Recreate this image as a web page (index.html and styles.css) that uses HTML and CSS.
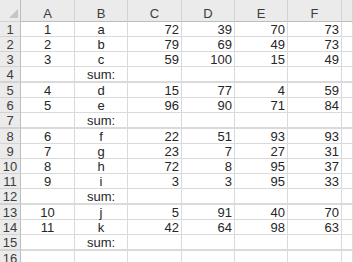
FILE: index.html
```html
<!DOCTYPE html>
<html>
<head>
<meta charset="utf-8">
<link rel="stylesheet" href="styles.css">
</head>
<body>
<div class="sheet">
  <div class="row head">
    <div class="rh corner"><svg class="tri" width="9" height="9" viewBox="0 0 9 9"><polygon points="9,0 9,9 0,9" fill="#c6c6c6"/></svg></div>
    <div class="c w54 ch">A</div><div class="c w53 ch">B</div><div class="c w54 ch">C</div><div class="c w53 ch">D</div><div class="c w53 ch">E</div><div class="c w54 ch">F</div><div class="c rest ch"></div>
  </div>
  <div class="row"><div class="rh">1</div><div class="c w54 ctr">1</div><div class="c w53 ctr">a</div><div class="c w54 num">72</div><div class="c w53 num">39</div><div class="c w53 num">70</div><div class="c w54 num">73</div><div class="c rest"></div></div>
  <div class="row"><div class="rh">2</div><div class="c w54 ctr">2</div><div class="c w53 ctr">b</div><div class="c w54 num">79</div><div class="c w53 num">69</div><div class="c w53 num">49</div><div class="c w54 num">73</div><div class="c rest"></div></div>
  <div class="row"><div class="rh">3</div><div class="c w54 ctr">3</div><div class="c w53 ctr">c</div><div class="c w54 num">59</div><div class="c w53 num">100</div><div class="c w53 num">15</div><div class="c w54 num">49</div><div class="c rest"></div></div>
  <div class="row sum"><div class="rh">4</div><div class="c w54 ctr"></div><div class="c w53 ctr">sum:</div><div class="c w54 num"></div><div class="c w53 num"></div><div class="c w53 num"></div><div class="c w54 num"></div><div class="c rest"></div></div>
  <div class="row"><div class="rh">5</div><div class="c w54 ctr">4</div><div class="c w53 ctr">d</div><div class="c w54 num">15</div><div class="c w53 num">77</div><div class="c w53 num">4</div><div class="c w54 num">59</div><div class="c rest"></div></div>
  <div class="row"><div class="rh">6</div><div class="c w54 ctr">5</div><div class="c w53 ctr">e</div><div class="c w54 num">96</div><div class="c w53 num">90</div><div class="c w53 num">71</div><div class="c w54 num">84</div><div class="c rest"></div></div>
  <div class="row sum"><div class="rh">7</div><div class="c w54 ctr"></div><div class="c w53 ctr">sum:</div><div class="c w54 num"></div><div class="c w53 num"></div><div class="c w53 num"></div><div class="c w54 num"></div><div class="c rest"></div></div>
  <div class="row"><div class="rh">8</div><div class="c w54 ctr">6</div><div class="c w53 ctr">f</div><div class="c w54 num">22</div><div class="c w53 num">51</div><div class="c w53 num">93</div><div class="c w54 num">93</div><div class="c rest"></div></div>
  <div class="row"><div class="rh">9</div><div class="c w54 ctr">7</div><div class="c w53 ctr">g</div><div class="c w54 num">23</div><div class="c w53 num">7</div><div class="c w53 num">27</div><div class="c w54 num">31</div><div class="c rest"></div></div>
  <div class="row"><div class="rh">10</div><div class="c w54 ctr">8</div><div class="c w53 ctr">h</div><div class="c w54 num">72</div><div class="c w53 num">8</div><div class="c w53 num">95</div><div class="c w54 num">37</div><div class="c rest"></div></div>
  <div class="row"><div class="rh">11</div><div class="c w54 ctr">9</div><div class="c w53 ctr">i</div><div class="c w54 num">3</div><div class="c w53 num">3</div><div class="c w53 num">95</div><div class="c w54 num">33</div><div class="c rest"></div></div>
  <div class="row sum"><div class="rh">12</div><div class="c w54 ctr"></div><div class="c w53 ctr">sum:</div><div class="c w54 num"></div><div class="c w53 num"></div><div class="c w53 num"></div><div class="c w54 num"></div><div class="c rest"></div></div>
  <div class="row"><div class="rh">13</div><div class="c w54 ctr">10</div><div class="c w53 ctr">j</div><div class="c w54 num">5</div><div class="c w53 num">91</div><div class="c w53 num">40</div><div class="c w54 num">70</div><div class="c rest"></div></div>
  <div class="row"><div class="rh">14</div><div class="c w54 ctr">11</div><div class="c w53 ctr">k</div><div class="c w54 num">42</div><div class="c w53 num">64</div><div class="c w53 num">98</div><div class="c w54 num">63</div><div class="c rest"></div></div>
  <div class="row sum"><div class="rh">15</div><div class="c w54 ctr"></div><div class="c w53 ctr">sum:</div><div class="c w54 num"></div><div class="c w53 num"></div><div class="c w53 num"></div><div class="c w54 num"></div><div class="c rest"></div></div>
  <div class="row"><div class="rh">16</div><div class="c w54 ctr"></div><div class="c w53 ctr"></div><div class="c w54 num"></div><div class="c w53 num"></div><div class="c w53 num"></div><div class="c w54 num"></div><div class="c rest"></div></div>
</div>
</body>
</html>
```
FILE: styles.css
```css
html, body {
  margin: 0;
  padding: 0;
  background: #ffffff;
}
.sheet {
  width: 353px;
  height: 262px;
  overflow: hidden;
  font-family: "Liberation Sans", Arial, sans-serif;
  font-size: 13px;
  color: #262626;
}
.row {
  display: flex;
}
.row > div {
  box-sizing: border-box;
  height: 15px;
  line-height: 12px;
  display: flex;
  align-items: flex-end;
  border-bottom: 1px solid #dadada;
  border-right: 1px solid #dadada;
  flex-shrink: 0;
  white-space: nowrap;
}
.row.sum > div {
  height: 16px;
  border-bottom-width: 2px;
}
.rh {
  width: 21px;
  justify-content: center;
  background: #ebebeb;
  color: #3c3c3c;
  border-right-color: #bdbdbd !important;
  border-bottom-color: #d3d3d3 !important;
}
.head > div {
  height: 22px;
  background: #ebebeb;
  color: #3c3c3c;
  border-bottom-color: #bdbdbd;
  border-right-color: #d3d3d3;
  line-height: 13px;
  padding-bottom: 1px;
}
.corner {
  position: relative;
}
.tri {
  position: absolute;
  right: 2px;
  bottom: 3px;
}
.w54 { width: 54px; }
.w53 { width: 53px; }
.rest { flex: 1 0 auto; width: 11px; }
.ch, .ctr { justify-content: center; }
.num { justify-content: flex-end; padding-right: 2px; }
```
============
WHAT IS BEING ASKED » Reproduce the material above verbatim; omit every picture.

TASK ANSWER »
Recreate this image as a web page (index.html and styles.css) that uses HTML and CSS.
FILE: index.html
```html
<!DOCTYPE html>
<html>
<head>
<meta charset="utf-8">
<link rel="stylesheet" href="styles.css">
</head>
<body>
<div class="sheet">
  <div class="row head">
    <div class="rh corner"><svg class="tri" width="9" height="9" viewBox="0 0 9 9"><polygon points="9,0 9,9 0,9" fill="#c6c6c6"/></svg></div>
    <div class="c w54 ch">A</div><div class="c w53 ch">B</div><div class="c w54 ch">C</div><div class="c w53 ch">D</div><div class="c w53 ch">E</div><div class="c w54 ch">F</div><div class="c rest ch"></div>
  </div>
  <div class="row"><div class="rh">1</div><div class="c w54 ctr">1</div><div class="c w53 ctr">a</div><div class="c w54 num">72</div><div class="c w53 num">39</div><div class="c w53 num">70</div><div class="c w54 num">73</div><div class="c rest"></div></div>
  <div class="row"><div class="rh">2</div><div class="c w54 ctr">2</div><div class="c w53 ctr">b</div><div class="c w54 num">79</div><div class="c w53 num">69</div><div class="c w53 num">49</div><div class="c w54 num">73</div><div class="c rest"></div></div>
  <div class="row"><div class="rh">3</div><div class="c w54 ctr">3</div><div class="c w53 ctr">c</div><div class="c w54 num">59</div><div class="c w53 num">100</div><div class="c w53 num">15</div><div class="c w54 num">49</div><div class="c rest"></div></div>
  <div class="row sum"><div class="rh">4</div><div class="c w54 ctr"></div><div class="c w53 ctr">sum:</div><div class="c w54 num"></div><div class="c w53 num"></div><div class="c w53 num"></div><div class="c w54 num"></div><div class="c rest"></div></div>
  <div class="row"><div class="rh">5</div><div class="c w54 ctr">4</div><div class="c w53 ctr">d</div><div class="c w54 num">15</div><div class="c w53 num">77</div><div class="c w53 num">4</div><div class="c w54 num">59</div><div class="c rest"></div></div>
  <div class="row"><div class="rh">6</div><div class="c w54 ctr">5</div><div class="c w53 ctr">e</div><div class="c w54 num">96</div><div class="c w53 num">90</div><div class="c w53 num">71</div><div class="c w54 num">84</div><div class="c rest"></div></div>
  <div class="row sum"><div class="rh">7</div><div class="c w54 ctr"></div><div class="c w53 ctr">sum:</div><div class="c w54 num"></div><div class="c w53 num"></div><div class="c w53 num"></div><div class="c w54 num"></div><div class="c rest"></div></div>
  <div class="row"><div class="rh">8</div><div class="c w54 ctr">6</div><div class="c w53 ctr">f</div><div class="c w54 num">22</div><div class="c w53 num">51</div><div class="c w53 num">93</div><div class="c w54 num">93</div><div class="c rest"></div></div>
  <div class="row"><div class="rh">9</div><div class="c w54 ctr">7</div><div class="c w53 ctr">g</div><div class="c w54 num">23</div><div class="c w53 num">7</div><div class="c w53 num">27</div><div class="c w54 num">31</div><div class="c rest"></div></div>
  <div class="row"><div class="rh">10</div><div class="c w54 ctr">8</div><div class="c w53 ctr">h</div><div class="c w54 num">72</div><div class="c w53 num">8</div><div class="c w53 num">95</div><div class="c w54 num">37</div><div class="c rest"></div></div>
  <div class="row"><div class="rh">11</div><div class="c w54 ctr">9</div><div class="c w53 ctr">i</div><div class="c w54 num">3</div><div class="c w53 num">3</div><div class="c w53 num">95</div><div class="c w54 num">33</div><div class="c rest"></div></div>
  <div class="row sum"><div class="rh">12</div><div class="c w54 ctr"></div><div class="c w53 ctr">sum:</div><div class="c w54 num"></div><div class="c w53 num"></div><div class="c w53 num"></div><div class="c w54 num"></div><div class="c rest"></div></div>
  <div class="row"><div class="rh">13</div><div class="c w54 ctr">10</div><div class="c w53 ctr">j</div><div class="c w54 num">5</div><div class="c w53 num">91</div><div class="c w53 num">40</div><div class="c w54 num">70</div><div class="c rest"></div></div>
  <div class="row"><div class="rh">14</div><div class="c w54 ctr">11</div><div class="c w53 ctr">k</div><div class="c w54 num">42</div><div class="c w53 num">64</div><div class="c w53 num">98</div><div class="c w54 num">63</div><div class="c rest"></div></div>
  <div class="row sum"><div class="rh">15</div><div class="c w54 ctr"></div><div class="c w53 ctr">sum:</div><div class="c w54 num"></div><div class="c w53 num"></div><div class="c w53 num"></div><div class="c w54 num"></div><div class="c rest"></div></div>
  <div class="row"><div class="rh">16</div><div class="c w54 ctr"></div><div class="c w53 ctr"></div><div class="c w54 num"></div><div class="c w53 num"></div><div class="c w53 num"></div><div class="c w54 num"></div><div class="c rest"></div></div>
</div>
</body>
</html>
```
FILE: styles.css
```css
html, body {
  margin: 0;
  padding: 0;
  background: #ffffff;
}
.sheet {
  width: 353px;
  height: 262px;
  overflow: hidden;
  font-family: "Liberation Sans", Arial, sans-serif;
  font-size: 13px;
  color: #262626;
}
.row {
  display: flex;
}
.row > div {
  box-sizing: border-box;
  height: 15px;
  line-height: 12px;
  display: flex;
  align-items: flex-end;
  border-bottom: 1px solid #dadada;
  border-right: 1px solid #dadada;
  flex-shrink: 0;
  white-space: nowrap;
}
.row.sum > div {
  height: 16px;
  border-bottom-width: 2px;
}
.rh {
  width: 21px;
  justify-content: center;
  background: #ebebeb;
  color: #3c3c3c;
  border-right-color: #bdbdbd !important;
  border-bottom-color: #d3d3d3 !important;
}
.head > div {
  height: 22px;
  background: #ebebeb;
  color: #3c3c3c;
  border-bottom-color: #bdbdbd;
  border-right-color: #d3d3d3;
  line-height: 13px;
  padding-bottom: 1px;
}
.corner {
  position: relative;
}
.tri {
  position: absolute;
  right: 2px;
  bottom: 3px;
}
.w54 { width: 54px; }
.w53 { width: 53px; }
.rest { flex: 1 0 auto; width: 11px; }
.ch, .ctr { justify-content: center; }
.num { justify-content: flex-end; padding-right: 2px; }
```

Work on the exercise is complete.